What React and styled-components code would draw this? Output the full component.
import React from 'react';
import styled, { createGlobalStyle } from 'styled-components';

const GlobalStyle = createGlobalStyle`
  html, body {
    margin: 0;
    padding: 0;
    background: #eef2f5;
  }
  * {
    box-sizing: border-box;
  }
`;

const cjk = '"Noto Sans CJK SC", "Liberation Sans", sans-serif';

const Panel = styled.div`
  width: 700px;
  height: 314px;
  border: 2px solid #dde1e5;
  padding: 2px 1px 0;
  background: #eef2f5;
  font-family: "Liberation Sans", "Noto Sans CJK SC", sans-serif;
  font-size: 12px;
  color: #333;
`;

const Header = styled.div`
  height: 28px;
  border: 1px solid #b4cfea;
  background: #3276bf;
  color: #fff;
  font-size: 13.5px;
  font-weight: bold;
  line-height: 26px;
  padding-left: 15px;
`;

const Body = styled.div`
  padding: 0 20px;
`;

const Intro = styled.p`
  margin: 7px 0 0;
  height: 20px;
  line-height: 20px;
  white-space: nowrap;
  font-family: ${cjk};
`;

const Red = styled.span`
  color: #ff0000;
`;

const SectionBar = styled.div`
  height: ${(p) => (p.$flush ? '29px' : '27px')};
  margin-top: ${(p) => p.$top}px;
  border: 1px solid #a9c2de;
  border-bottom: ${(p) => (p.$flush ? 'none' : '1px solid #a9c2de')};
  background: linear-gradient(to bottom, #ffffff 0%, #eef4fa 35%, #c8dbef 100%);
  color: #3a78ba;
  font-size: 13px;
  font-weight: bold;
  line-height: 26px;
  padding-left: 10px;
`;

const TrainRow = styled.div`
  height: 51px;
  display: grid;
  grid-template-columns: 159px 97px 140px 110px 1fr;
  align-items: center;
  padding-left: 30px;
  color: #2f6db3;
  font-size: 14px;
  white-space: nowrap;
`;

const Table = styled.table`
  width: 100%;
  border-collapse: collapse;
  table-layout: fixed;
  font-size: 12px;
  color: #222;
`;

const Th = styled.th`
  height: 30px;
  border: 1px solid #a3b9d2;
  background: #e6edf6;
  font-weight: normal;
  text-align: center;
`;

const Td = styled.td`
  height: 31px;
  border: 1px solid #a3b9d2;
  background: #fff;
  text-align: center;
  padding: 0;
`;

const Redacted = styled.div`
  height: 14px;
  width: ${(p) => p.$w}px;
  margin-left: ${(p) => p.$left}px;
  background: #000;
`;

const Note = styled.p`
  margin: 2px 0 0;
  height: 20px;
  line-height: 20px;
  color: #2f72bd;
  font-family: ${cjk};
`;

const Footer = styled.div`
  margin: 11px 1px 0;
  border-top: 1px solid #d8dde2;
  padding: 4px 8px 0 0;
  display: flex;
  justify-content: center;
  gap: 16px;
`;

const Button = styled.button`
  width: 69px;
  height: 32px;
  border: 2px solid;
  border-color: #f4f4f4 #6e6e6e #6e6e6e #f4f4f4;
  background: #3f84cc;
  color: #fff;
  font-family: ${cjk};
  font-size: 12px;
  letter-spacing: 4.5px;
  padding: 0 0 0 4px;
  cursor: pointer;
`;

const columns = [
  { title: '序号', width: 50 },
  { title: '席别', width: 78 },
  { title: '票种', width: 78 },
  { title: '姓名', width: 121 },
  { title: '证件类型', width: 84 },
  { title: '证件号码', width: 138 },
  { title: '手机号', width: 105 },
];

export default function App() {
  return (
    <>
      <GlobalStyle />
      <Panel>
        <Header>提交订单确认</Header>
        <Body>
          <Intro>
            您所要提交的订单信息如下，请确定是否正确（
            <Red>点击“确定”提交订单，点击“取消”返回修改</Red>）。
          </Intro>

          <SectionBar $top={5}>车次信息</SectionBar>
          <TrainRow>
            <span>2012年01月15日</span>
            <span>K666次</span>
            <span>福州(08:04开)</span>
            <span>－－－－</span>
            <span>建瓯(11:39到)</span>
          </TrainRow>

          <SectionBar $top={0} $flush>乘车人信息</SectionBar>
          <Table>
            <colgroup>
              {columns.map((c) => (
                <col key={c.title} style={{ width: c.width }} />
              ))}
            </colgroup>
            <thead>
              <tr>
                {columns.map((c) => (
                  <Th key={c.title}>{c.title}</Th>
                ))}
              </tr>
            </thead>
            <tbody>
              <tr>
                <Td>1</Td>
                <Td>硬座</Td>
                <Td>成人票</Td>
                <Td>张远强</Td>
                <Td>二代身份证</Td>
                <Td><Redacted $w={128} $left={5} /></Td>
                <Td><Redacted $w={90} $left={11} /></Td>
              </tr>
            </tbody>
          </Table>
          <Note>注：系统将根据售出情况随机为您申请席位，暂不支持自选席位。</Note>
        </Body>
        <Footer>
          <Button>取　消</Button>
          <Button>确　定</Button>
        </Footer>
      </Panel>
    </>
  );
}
------------------------------------
Copy out each line exactly as written.

▶ _Output for this task_:
What React and styled-components code would draw this? Output the full component.
import React from 'react';
import styled, { createGlobalStyle } from 'styled-components';

const GlobalStyle = createGlobalStyle`
  html, body {
    margin: 0;
    padding: 0;
    background: #eef2f5;
  }
  * {
    box-sizing: border-box;
  }
`;

const cjk = '"Noto Sans CJK SC", "Liberation Sans", sans-serif';

const Panel = styled.div`
  width: 700px;
  height: 314px;
  border: 2px solid #dde1e5;
  padding: 2px 1px 0;
  background: #eef2f5;
  font-family: "Liberation Sans", "Noto Sans CJK SC", sans-serif;
  font-size: 12px;
  color: #333;
`;

const Header = styled.div`
  height: 28px;
  border: 1px solid #b4cfea;
  background: #3276bf;
  color: #fff;
  font-size: 13.5px;
  font-weight: bold;
  line-height: 26px;
  padding-left: 15px;
`;

const Body = styled.div`
  padding: 0 20px;
`;

const Intro = styled.p`
  margin: 7px 0 0;
  height: 20px;
  line-height: 20px;
  white-space: nowrap;
  font-family: ${cjk};
`;

const Red = styled.span`
  color: #ff0000;
`;

const SectionBar = styled.div`
  height: ${(p) => (p.$flush ? '29px' : '27px')};
  margin-top: ${(p) => p.$top}px;
  border: 1px solid #a9c2de;
  border-bottom: ${(p) => (p.$flush ? 'none' : '1px solid #a9c2de')};
  background: linear-gradient(to bottom, #ffffff 0%, #eef4fa 35%, #c8dbef 100%);
  color: #3a78ba;
  font-size: 13px;
  font-weight: bold;
  line-height: 26px;
  padding-left: 10px;
`;

const TrainRow = styled.div`
  height: 51px;
  display: grid;
  grid-template-columns: 159px 97px 140px 110px 1fr;
  align-items: center;
  padding-left: 30px;
  color: #2f6db3;
  font-size: 14px;
  white-space: nowrap;
`;

const Table = styled.table`
  width: 100%;
  border-collapse: collapse;
  table-layout: fixed;
  font-size: 12px;
  color: #222;
`;

const Th = styled.th`
  height: 30px;
  border: 1px solid #a3b9d2;
  background: #e6edf6;
  font-weight: normal;
  text-align: center;
`;

const Td = styled.td`
  height: 31px;
  border: 1px solid #a3b9d2;
  background: #fff;
  text-align: center;
  padding: 0;
`;

const Redacted = styled.div`
  height: 14px;
  width: ${(p) => p.$w}px;
  margin-left: ${(p) => p.$left}px;
  background: #000;
`;

const Note = styled.p`
  margin: 2px 0 0;
  height: 20px;
  line-height: 20px;
  color: #2f72bd;
  font-family: ${cjk};
`;

const Footer = styled.div`
  margin: 11px 1px 0;
  border-top: 1px solid #d8dde2;
  padding: 4px 8px 0 0;
  display: flex;
  justify-content: center;
  gap: 16px;
`;

const Button = styled.button`
  width: 69px;
  height: 32px;
  border: 2px solid;
  border-color: #f4f4f4 #6e6e6e #6e6e6e #f4f4f4;
  background: #3f84cc;
  color: #fff;
  font-family: ${cjk};
  font-size: 12px;
  letter-spacing: 4.5px;
  padding: 0 0 0 4px;
  cursor: pointer;
`;

const columns = [
  { title: '序号', width: 50 },
  { title: '席别', width: 78 },
  { title: '票种', width: 78 },
  { title: '姓名', width: 121 },
  { title: '证件类型', width: 84 },
  { title: '证件号码', width: 138 },
  { title: '手机号', width: 105 },
];

export default function App() {
  return (
    <>
      <GlobalStyle />
      <Panel>
        <Header>提交订单确认</Header>
        <Body>
          <Intro>
            您所要提交的订单信息如下，请确定是否正确（
            <Red>点击“确定”提交订单，点击“取消”返回修改</Red>）。
          </Intro>

          <SectionBar $top={5}>车次信息</SectionBar>
          <TrainRow>
            <span>2012年01月15日</span>
            <span>K666次</span>
            <span>福州(08:04开)</span>
            <span>－－－－</span>
            <span>建瓯(11:39到)</span>
          </TrainRow>

          <SectionBar $top={0} $flush>乘车人信息</SectionBar>
          <Table>
            <colgroup>
              {columns.map((c) => (
                <col key={c.title} style={{ width: c.width }} />
              ))}
            </colgroup>
            <thead>
              <tr>
                {columns.map((c) => (
                  <Th key={c.title}>{c.title}</Th>
                ))}
              </tr>
            </thead>
            <tbody>
              <tr>
                <Td>1</Td>
                <Td>硬座</Td>
                <Td>成人票</Td>
                <Td>张远强</Td>
                <Td>二代身份证</Td>
                <Td><Redacted $w={128} $left={5} /></Td>
                <Td><Redacted $w={90} $left={11} /></Td>
              </tr>
            </tbody>
          </Table>
          <Note>注：系统将根据售出情况随机为您申请席位，暂不支持自选席位。</Note>
        </Body>
        <Footer>
          <Button>取　消</Button>
          <Button>确　定</Button>
        </Footer>
      </Panel>
    </>
  );
}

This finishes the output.